The candidate said she’s passionate about education because it provided her direction and opportunity despite coming from an impoverished background. Williams said she wants to ensure that same opportunity for others.
“We have to be very intentional about solving these issues and getting down to the business of education, but we have to clear some of those barriers,” she said.
Despite Williams’ increased connections in the community, Chassion said he’s confident he can earn a third term on the board.
Chassion said the schools in District 4 are at a turning point and he wants to guarantee they don’t backslide. He said the schools’ improved state letter grade scores are worth celebrating, but there’s still hard work ahead to improve overall student performance.
Students can achieve grade level scores if the school system maintains its focus on improving its persistently low-performing schools with strong curricula and additional supports, Chassion said. He said he's learned during his two terms on the board that change takes time.
“I was absolutely positive things were easy to fix and you could do it immediately. I didn’t realize to have something built meant you had to go through 10 different steps to get it done. I figured out there’s a lot of red tape but there’s red tape for a purpose,” he said.
Today's primaries in the Acadiana area and across Louisiana are chock-full of major issues and races.
Chassion said he’s met with administrators to question their needs, educated his fellow board members about the schools’ situations and fought to fund the schools’ priorities, whether for additional staff or extra learning materials.
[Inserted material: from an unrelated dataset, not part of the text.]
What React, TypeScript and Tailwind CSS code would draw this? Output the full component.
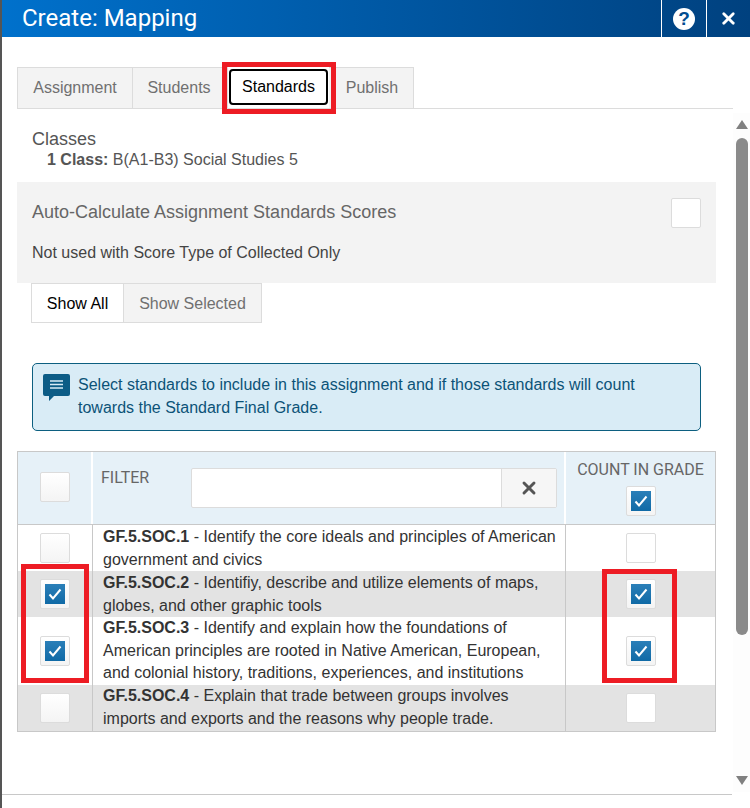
import React from "react";
import { X } from "lucide-react";

const arial = "font-['Liberation_Sans',Arial,sans-serif]";

function Box({ checked, plain }: { checked?: boolean; plain?: boolean }) {
  return (
    <span className={`flex h-[30px] w-[30px] items-center justify-center rounded-[2px] border border-[#dcdcdc] ${plain ? "bg-white" : "bg-gradient-to-b from-[#ffffff] to-[#f4f4f4]"}`}>
      {checked && (
        <span className="flex h-5 w-5 items-center justify-center bg-gradient-to-b from-[#2a7fb8] to-[#0f6aa6]">
          <svg width="16" height="16" viewBox="0 0 16 16" fill="none">
            <path d="M2.5 8.5 L6 12.5 L13.5 3.5" stroke="#fff" strokeWidth="2" />
          </svg>
        </span>
      )}
    </span>
  );
}

const rows = [
  {
    code: "GF.5.SOC.1",
    text: (
      <>
        {" "}- Identify the core ideals and principles of American
        <br />
        government and civics
      </>
    ),
    h: "h-[46px]",
    bg: "bg-white",
    pt: "pt-px",
    left: false,
    right: false,
  },
  {
    code: "GF.5.SOC.2",
    text: (
      <>
        {" "}- Identifiy, describe and utilize elements of maps,
        <br />
        globes, and other graphic tools
      </>
    ),
    h: "h-[46px]",
    bg: "bg-[#e3e3e3]",
    pt: "pt-px",
    left: true,
    right: true,
  },
  {
    code: "GF.5.SOC.3",
    text: (
      <>
        {" "}- Identify and explain how the foundations of
        <br />
        American principles are rooted in Native American, European,
        <br />
        and colonial history, traditions, experiences, and institutions
      </>
    ),
    h: "h-[68px]",
    bg: "bg-white",
    pt: "pt-0",
    left: true,
    right: true,
  },
  {
    code: "GF.5.SOC.4",
    text: (
      <>
        {" "}- Explain that trade between groups involves
        <br />
        imports and exports and the reasons why people trade.
      </>
    ),
    h: "h-[46px]",
    bg: "bg-[#e3e3e3]",
    pt: "pt-0",
    left: false,
    right: false,
  },
];

export default function App() {
  return (
    <div className={`${arial} relative flex h-[808px] w-[750px] flex-col overflow-hidden border-l-2 border-[#555] bg-white text-[16px] text-[#333]`}>
      <header className="flex h-[37px] shrink-0 items-stretch bg-gradient-to-r from-[#0071cc] to-[#00417f] text-white">
        <h1 className="flex-1 pl-5 font-['Roboto',sans-serif] text-[24px] leading-[36px]">Create: Mapping</h1>
        <div className="flex w-[45px] items-center justify-center border-l border-white">
          <span className="flex h-[22px] w-[22px] items-center justify-center rounded-full bg-white text-[19px] font-bold leading-none text-[#024d90]">?</span>
        </div>
        <div className="flex w-[44px] items-center justify-center border-l border-white">
          <X size={19} strokeWidth={3.5} />
        </div>
      </header>

      <div className="flex min-h-0 flex-1">
        <div className="w-[731px] shrink-0 pl-[15px]">
          <div className="mt-[30px] flex h-[42px] items-stretch border-b border-[#dcdcdc] text-[#707070]">
            <span className="flex w-[116px] items-center justify-center border border-b-0 border-[#dcdcdc] bg-[#f3f3f3]">Assignment</span>
            <span className="flex w-[95px] items-center justify-center border-y border-r border-b-0 border-[#dcdcdc] bg-[#f3f3f3] pr-[2px]">Students</span>
            <span className="flex w-[101px] items-center justify-start self-start pl-px">
              <span className="flex h-[36px] w-[99px] translate-y-[2px] items-center justify-center rounded-[4px] border-2 border-black bg-white text-black">Standards</span>
            </span>
            <span className="flex w-[85px] items-center justify-center border-y border-r border-b-0 border-[#dcdcdc] bg-[#f3f3f3] pl-[2px]">Publish</span>
          </div>

          <div className="pl-[15px] pt-[19px] text-[#555]">
            <div className="text-[18px] leading-[22px]">Classes</div>
            <div className="pl-[15px] text-[16px] leading-[19px]">
              <b className="font-bold">1 Class:</b> B(A1-B3) Social Studies 5
            </div>
          </div>

          <section className="mt-[13px] h-[101px] w-[699px] bg-[#f3f3f3] px-[15px] pt-[16px]">
            <div className="flex items-start justify-between">
              <span className="text-[18px] leading-[28px] text-[#666]">Auto-Calculate Assignment Standards Scores</span>
              <span className="h-[30px] w-[30px] rounded-[2px] border border-[#dcdcdc] bg-white" />
            </div>
            <p className="mt-[13px] leading-[24px] text-[#444]">Not used with Score Type of Collected Only</p>
          </section>

          <div className="ml-[14px] flex h-[40px] w-[231px] text-[16px]">
            <span className="flex w-[93px] items-center justify-center border border-[#dcdcdc] bg-white pt-px text-black">Show All</span>
            <span className="flex w-[138px] items-center justify-center border-y border-r border-[#dcdcdc] bg-[#f3f3f3] pt-px text-[#707070]">Show Selected</span>
          </div>

          <div className="ml-[15px] mt-[40px] flex h-[68px] w-[669px] gap-[8px] rounded-[5px] border border-[#0c5f80] bg-[#d9ecf6] pl-[10px] pt-[9px] text-[#0c5378]">
            <svg className="mt-[1px] shrink-0" width="27" height="28" viewBox="0 0 27 28">
              <path d="M2 0H25A2 2 0 0 1 27 2V20A2 2 0 0 1 25 22H11L6 27V22H2A2 2 0 0 1 0 20V2A2 2 0 0 1 2 0Z" fill="#0c5c86" />
              <path d="M7 7H20M7 10.5H20M7 14H20" stroke="#d9ecf6" strokeWidth="1.5" />
            </svg>
            <p className="whitespace-nowrap text-[16px] leading-[23px]">
              Select standards to include in this assignment and if those standards will count
              <br />
              towards the Standard Final Grade.
            </p>
          </div>

          <div className="mt-[20px] w-[699px] border-b border-l border-r border-[#c8c8c8]">
            <div className="flex h-[74px] border-y border-[#c8c8c8] bg-[#e6f1f8]">
              <div className="flex w-[75px] shrink-0 items-center justify-center border-r-2 border-white pb-[2px]">
                <Box />
              </div>
              <div className="flex flex-1 border-r-2 border-white pl-[8px] pt-[16px]">
                <span className="-mt-px w-[90px] font-['Roboto',sans-serif] text-[16px] leading-[22px] text-[#666]">FILTER</span>
                <div className="flex h-[40px] w-[366px] rounded-[2px] border border-[#dcdcdc] bg-white">
                  <span className="flex-1" />
                  <span className="flex w-[55px] items-center justify-center border-l border-[#dcdcdc] bg-[#f6f6f6] text-[#555]">
                    <X size={20} strokeWidth={3.5} />
                  </span>
                </div>
              </div>
              <div className="flex w-[149px] shrink-0 flex-col items-center pt-[8px]">
                <span className="whitespace-nowrap font-['Roboto',sans-serif] text-[16px] leading-[20px] text-[#666]">COUNT IN GRADE</span>
                <span className="mt-[6px]"><Box checked /></span>
              </div>
            </div>
            {rows.map((r) => (
              <div key={r.code} className={`flex ${r.h} ${r.bg}`}>
                <div className="flex w-[75px] shrink-0 items-center justify-center border-r border-[#c8c8c8]">
                  <Box checked={r.left} />
                </div>
                <div className={`flex-1 whitespace-nowrap border-r border-[#c8c8c8] pl-[10px] ${r.pt} text-[16px] leading-[22.7px]`}>
                  <b className="font-bold">{r.code}</b>
                  {r.text}
                </div>
                <div className="flex w-[149px] shrink-0 items-center justify-center">
                  <Box checked={r.right} plain={!r.right} />
                </div>
              </div>
            ))}
          </div>
        </div>

        <div className="mt-[76px] flex h-[679px] w-[17px] flex-col items-center justify-between bg-[#fdfdfd] pb-[7px] pt-[7px]">
          <span className="h-0 w-0 border-x-[6px] border-b-[9px] border-x-transparent border-b-[#808080]" />
          <span className="mb-[141px] mt-[9px] w-[12px] flex-1 rounded-[6px] bg-[#8a8a8a]" />
          <span className="h-0 w-0 border-x-[6px] border-t-[9px] border-x-transparent border-t-[#808080]" />
        </div>
      </div>

      <div className="absolute bottom-[13px] left-0 h-px w-[730px] bg-[#c8c8c8]" />

      {/* red annotation boxes */}
      <div className="pointer-events-none absolute left-[220px] top-[62px] h-[52px] w-[114px] border-[5px] border-[#ed1c24]" />
      <div className="pointer-events-none absolute left-[19px] top-[564px] h-[119px] w-[68px] border-[5px] border-[#ed1c24]" />
      <div className="pointer-events-none absolute left-[600px] top-[569px] h-[114px] w-[75px] border-[5px] border-[#ed1c24]" />
    </div>
  );
}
The incumbent said one key to continued progress is selecting a strong superintendent with vision to lead the school system. The superintendent is the school board’s only employee and all other hiring decisions stem from that individual, so hiring the right person to bolster progress in District 4 is critical, he said.
Chassion said he’s also concerned about teacher recruitment and retention. The schools in District 4 have suffered from high teacher turnover; teachers need to be better paid and incentivized to stay in the schools because consistency guarantees better educational outcomes over time, he said.
Better incentivization would also help prevent understaffing, which has left administrators “clamoring” to fill teacher gaps midyear, Chassion said.
Finally, Chassion said, he’s concerned about ensuring each child’s needs are met. Individual student success is as important as whole school progress, and school score gains aren’t meaningful if students are getting lost in the cracks, he said. Excelling students need to be pushed and struggling students need to be remediated to achieve grade level performance.
Aside from his board experience, the incumbent said his greatest strength is his passion for the community and how much he cares for the children and their advancement.
Chassion, who lives about a block from J.W. Faulk Elementary, said his neighbors frequently joke about seeing him log long hours in “his office” as he paces the block answering concerned calls from parents, teachers and other constituents.
“There are folks that just need help, and it’s making sure you’re there for them,” he said.